> [CHALLENGE]: Reproduce all the lines below exactly and omit the images.

> [INFORMATION SUPPLIED]:
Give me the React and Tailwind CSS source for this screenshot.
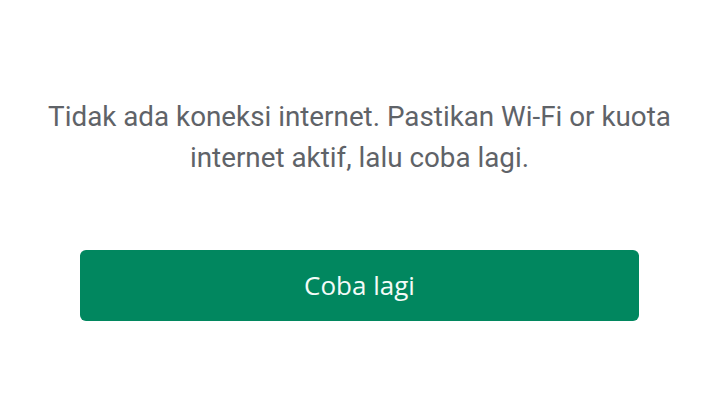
export default function App() {
  return (
    <div className="w-[719px] h-[405px] bg-white flex flex-col items-center font-[Roboto,'Liberation_Sans',sans-serif]">
      <p className="mt-[96px] w-[680px] text-center text-[27.8px] leading-[41px] text-[#5f6368]">
        Tidak ada koneksi internet. Pastikan Wi-Fi or kuota internet aktif, lalu coba lagi.
      </p>
      <button className="mt-[72px] w-[559px] h-[71px] rounded-[6px] bg-[#01875f] text-[#f4fbf8] text-[26px] font-medium font-['Open_Sans',Roboto,sans-serif]">
        Coba lagi
      </button>
    </div>
  );
}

> [COMPLETED TASK]:
Give me the React and Tailwind CSS source for this screenshot.
export default function App() {
  return (
    <div className="w-[719px] h-[405px] bg-white flex flex-col items-center font-[Roboto,'Liberation_Sans',sans-serif]">
      <p className="mt-[96px] w-[680px] text-center text-[27.8px] leading-[41px] text-[#5f6368]">
        Tidak ada koneksi internet. Pastikan Wi-Fi or kuota internet aktif, lalu coba lagi.
      </p>
      <button className="mt-[72px] w-[559px] h-[71px] rounded-[6px] bg-[#01875f] text-[#f4fbf8] text-[26px] font-medium font-['Open_Sans',Roboto,sans-serif]">
        Coba lagi
      </button>
    </div>
  );
}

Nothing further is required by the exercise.